Start Provided data

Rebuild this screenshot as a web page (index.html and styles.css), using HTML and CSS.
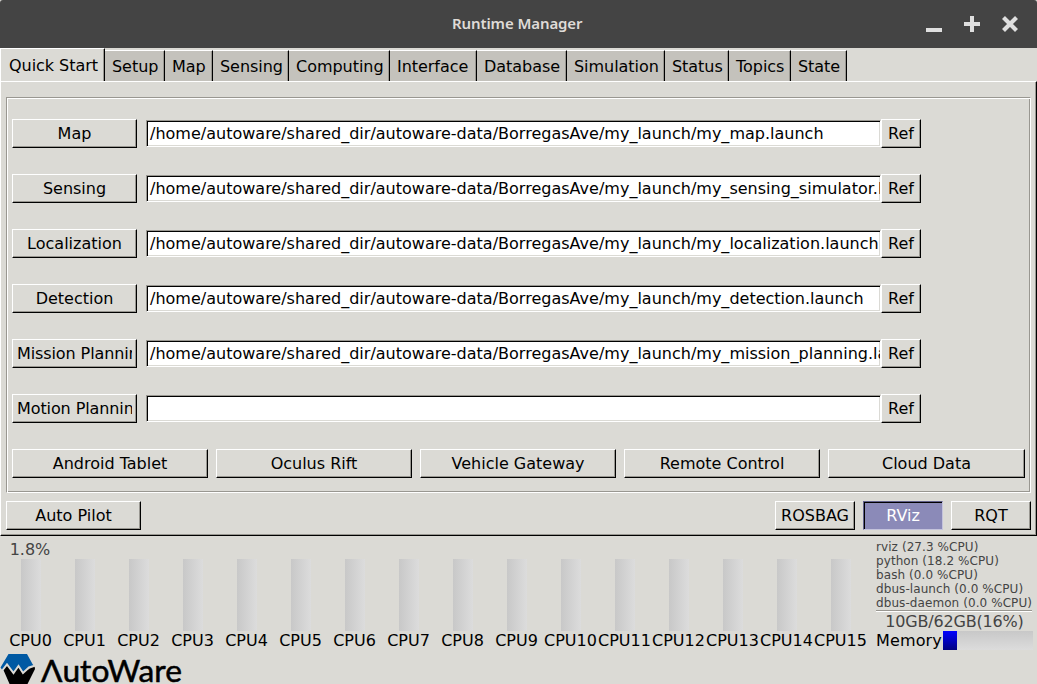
FILE: index.html
```html
<!DOCTYPE html>
<html lang="en">
<head>
<meta charset="utf-8">
<title>Runtime Manager</title>
<link rel="stylesheet" href="styles.css">
</head>
<body>
<header class="titlebar">
  <h1 class="title">Runtime Manager</h1>
  <div class="controls">
    <svg width="16" height="16" viewBox="0 0 16 16"><path d="M0 12h16v4H0z"/></svg>
    <svg width="16" height="16" viewBox="0 0 16 16"><path d="M6 0h4v6h6v4h-6v6H6v-6H0V6h6z"/></svg>
    <svg width="16" height="16" viewBox="0 0 16 16"><path class="cross" d="M1.500 1.500L14.500 14.500M14.500 1.500L1.500 14.500"/></svg>
  </div>
</header>
<nav class="tabs">
  <div class="tab active w105">Quick Start</div>
  <div class="tab w60">Setup</div>
  <div class="tab w48">Map</div>
  <div class="tab w76">Sensing</div>
  <div class="tab w101">Computing</div>
  <div class="tab w87">Interface</div>
  <div class="tab w90">Database</div>
  <div class="tab w98">Simulation</div>
  <div class="tab w64">Status</div>
  <div class="tab w62">Topics</div>
  <div class="tab w56">State</div>
</nav>
<main class="page">
  <section class="group">
    <div class="row"><div class="btn launch">Map</div><div class="field">/home/autoware/shared_dir/autoware-data/BorregasAve/my_launch/my_map.launch</div><div class="btn ref">Ref</div></div>
    <div class="row"><div class="btn launch">Sensing</div><div class="field">/home/autoware/shared_dir/autoware-data/BorregasAve/my_launch/my_sensing_simulator.launch</div><div class="btn ref">Ref</div></div>
    <div class="row"><div class="btn launch">Localization</div><div class="field">/home/autoware/shared_dir/autoware-data/BorregasAve/my_launch/my_localization.launch</div><div class="btn ref">Ref</div></div>
    <div class="row"><div class="btn launch">Detection</div><div class="field">/home/autoware/shared_dir/autoware-data/BorregasAve/my_launch/my_detection.launch</div><div class="btn ref">Ref</div></div>
    <div class="row"><div class="btn launch long"><div class="clip">Mission Planning</div></div><div class="field">/home/autoware/shared_dir/autoware-data/BorregasAve/my_launch/my_mission_planning.launch</div><div class="btn ref">Ref</div></div>
    <div class="row"><div class="btn launch long"><div class="clip">Motion Planning</div></div><div class="field"></div><div class="btn ref">Ref</div></div>
    <div class="devices">
      <div class="btn">Android Tablet</div>
      <div class="btn">Oculus Rift</div>
      <div class="btn">Vehicle Gateway</div>
      <div class="btn">Remote Control</div>
      <div class="btn">Cloud Data</div>
    </div>
  </section>
  <div class="actions">
    <div class="btn pilot">Auto Pilot</div>
    <div class="btn tool">ROSBAG</div>
    <div class="btn tool pressed">RViz</div>
    <div class="btn tool">RQT</div>
  </div>
</main>
<footer class="status">
  <div class="cpus">
    <div class="cpu"><span class="load">1.8%</span><i class="bar"></i><span class="name">CPU0</span></div>
    <div class="cpu"><span class="load"></span><i class="bar"></i><span class="name">CPU1</span></div>
    <div class="cpu"><span class="load"></span><i class="bar"></i><span class="name">CPU2</span></div>
    <div class="cpu"><span class="load"></span><i class="bar"></i><span class="name">CPU3</span></div>
    <div class="cpu"><span class="load"></span><i class="bar"></i><span class="name">CPU4</span></div>
    <div class="cpu"><span class="load"></span><i class="bar"></i><span class="name">CPU5</span></div>
    <div class="cpu"><span class="load"></span><i class="bar"></i><span class="name">CPU6</span></div>
    <div class="cpu"><span class="load"></span><i class="bar"></i><span class="name">CPU7</span></div>
    <div class="cpu"><span class="load"></span><i class="bar"></i><span class="name">CPU8</span></div>
    <div class="cpu"><span class="load"></span><i class="bar"></i><span class="name">CPU9</span></div>
    <div class="cpu"><span class="load"></span><i class="bar"></i><span class="name">CPU10</span></div>
    <div class="cpu"><span class="load"></span><i class="bar"></i><span class="name">CPU11</span></div>
    <div class="cpu"><span class="load"></span><i class="bar"></i><span class="name">CPU12</span></div>
    <div class="cpu"><span class="load"></span><i class="bar"></i><span class="name">CPU13</span></div>
    <div class="cpu"><span class="load"></span><i class="bar"></i><span class="name">CPU14</span></div>
    <div class="cpu"><span class="load"></span><i class="bar"></i><span class="name">CPU15</span></div>
  </div>
  <div class="side">
    <div class="procs">
      <div>rviz (27.3 %CPU)</div>
      <div>python (18.2 %CPU)</div>
      <div>bash (0.0 %CPU)</div>
      <div>dbus-launch (0.0 %CPU)</div>
      <div>dbus-daemon (0.0 %CPU)</div>
    </div>
    <div class="usage">10GB/62GB(16%)</div>
    <div class="memory"><span class="memlabel">Memory</span><div class="membar"><i class="used" style="width:14px"></i></div></div>
  </div>
</footer>
<svg class="logo" width="190" height="33" viewBox="0 651 190 33">
  <path class="blue" d="M8.500 654H27L32.500 664 34 666 22.500 672.500 18 666 13.500 672.500 7 665 3 671 0.500 667.500z"/>
  <path d="M3 669L7 665 13.500 672.500 18 666 22.500 672.500 34.500 666 35 669 27 685H10z"/>
  <path class="wave" d="M1.500 671.500L7 664.500 13.500 673 18.500 666 23 673 29 667.500 35.500 665.500"/>
  <text class="brand" x="41" y="681.500" textLength="141" lengthAdjust="spacingAndGlyphs">ΛutoWare</text>
</svg>
</body>
</html>
```
FILE: styles.css
```css
* { box-sizing: border-box; }
body {
  margin: 0;
  width: 1037px;
  height: 684px;
  overflow: hidden;
  background: #dbdad5;
  color: #000;
  font: 16px/19px "DejaVu Sans", sans-serif;
  white-space: nowrap;
}
.titlebar {
  display: flex;
  align-items: center;
  height: 48px;
  padding: 0 19px 0 452px;
  background: #444;
  border-radius: 3px 3px 0 0;
  justify-content: space-between;
}
.title {
  margin: 0;
  padding-bottom: 3px;
  color: #dfdbd7;
  font: 600 15px/20px "Noto Sans", sans-serif;
  letter-spacing: -0.1px;
}
.controls { display: flex; gap: 22px; fill: #dfdfdf; }
.cross { stroke: #dfdfdf; stroke-width: 4.2; }
.tabs {
  display: flex;
  align-items: flex-end;
  height: 33px;
}
.tab {
  height: 31px;
  padding: 6px 0 0 7px;
  background: #c4c2bc;
  border-top: 1px solid #fff;
  border-right: 1px solid #000;
  box-shadow: inset -1px 0 #999791;
  letter-spacing: -0.04px;
}
.active {
  height: 33px;
  padding: 7px 0 0 8px;
  background: #dbdad5;
  border-left: 1px solid #fff;
}
.w105 { width: 105px; }
.w60 { width: 60px; }
.w48 { width: 48px; }
.w76 { width: 76px; }
.w101 { width: 101px; }
.w87 { width: 87px; }
.w90 { width: 90px; }
.w98 { width: 98px; }
.w64 { width: 64px; }
.w62 { width: 62px; }
.w56 { width: 56px; }
.page {
  height: 455px;
  padding: 15px 5px 0 5px;
  border: 1px solid;
  border-color: #fff #000 #000 #fff;
  box-shadow: inset -1px -1px #999791;
}
.group {
  width: 1025px;
  height: 396px;
  padding: 21px 5px 0;
  border: 1px solid #999791;
  border-color: #999791 #fff #fff #999791;
  box-shadow: inset 1px 1px #fff, inset -1px -1px #999791;
}
.row {
  display: flex;
  align-items: center;
  height: 29px;
  margin-bottom: 26px;
}
.btn {
  height: 29px;
  padding-top: 4px;
  text-align: center;
  border: 1px solid;
  border-color: #fff #000 #000 #fff;
  box-shadow: inset -1px -1px #999791;
}
.launch { width: 125px; margin-right: 9px; }
.long { padding-left: 4px; text-align: left; }
.clip { width: 115px; overflow: hidden; letter-spacing: -0.1px; }
.field {
  width: 735px;
  height: 27px;
  padding: 3px 0 0 3px;
  overflow: hidden;
  background: #fff;
  border: 1px solid;
  border-color: #999791 #fff #fff #999791;
  box-shadow: inset 1px 1px #000, inset -1px -1px #dbdad5;
  letter-spacing: 0.008px;
}
.ref { width: 40px; }
.devices {
  display: grid;
  grid-template-columns: repeat(4, 196px) 197px;
  column-gap: 8px;
}
.actions {
  display: flex;
  gap: 8px;
  padding-top: 8px;
}
.pilot { width: 135px; margin-right: auto; }
.tool { width: 80px; }
.pressed {
  background: #8b8ab8;
  color: #fff;
  border-color: #62618a #c4c3dc #c4c3dc #62618a;
  box-shadow: inset 1px 1px #000;
}
.status {
  display: flex;
  height: 115px;
}
.cpus { display: flex; padding: 4px 0 0 4px; width: 876px; }
.cpu {
  display: flex;
  flex-direction: column;
  align-items: center;
  width: 54px;
  flex: none;
}
.load { height: 19px; color: #444; padding-right: 2px; }
.name { padding-right: 1px; }
.bar {
  width: 20px;
  height: 72px;
  background: linear-gradient(90deg, #c8c8c8, #dcdcdc);
}
.side { width: 157px; padding-top: 4px; }
.procs {
  height: 72px;
  width: 156px;
  color: #444;
  font-size: 12px;
  line-height: 14px;
  letter-spacing: 0.08px;
  border-bottom: 1px solid #fff;
  box-shadow: inset 0 -1px #999791;
}
.usage { height: 19px; text-align: center; color: #444; letter-spacing: -0.18px; }
.memory { display: flex; height: 19px; }
.memlabel { width: 67px; letter-spacing: 0.15px; }
.membar { width: 90px; background: linear-gradient(#c8c8c8, #dcdcdc); }
.used { display: block; height: 19px; background: linear-gradient(#00f, #000080); }
.logo { display: block; }
.blue { fill: #0059a3; }
.wave { fill: none; stroke: #dbdad5; stroke-width: 2; }
.brand { font: 30px "Lato", sans-serif; stroke: #000; stroke-width: 0.5; }
```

End Provided data

**What is required**
Report only a number: how many lines in the material above contain the string "styles".

**Correct response**
3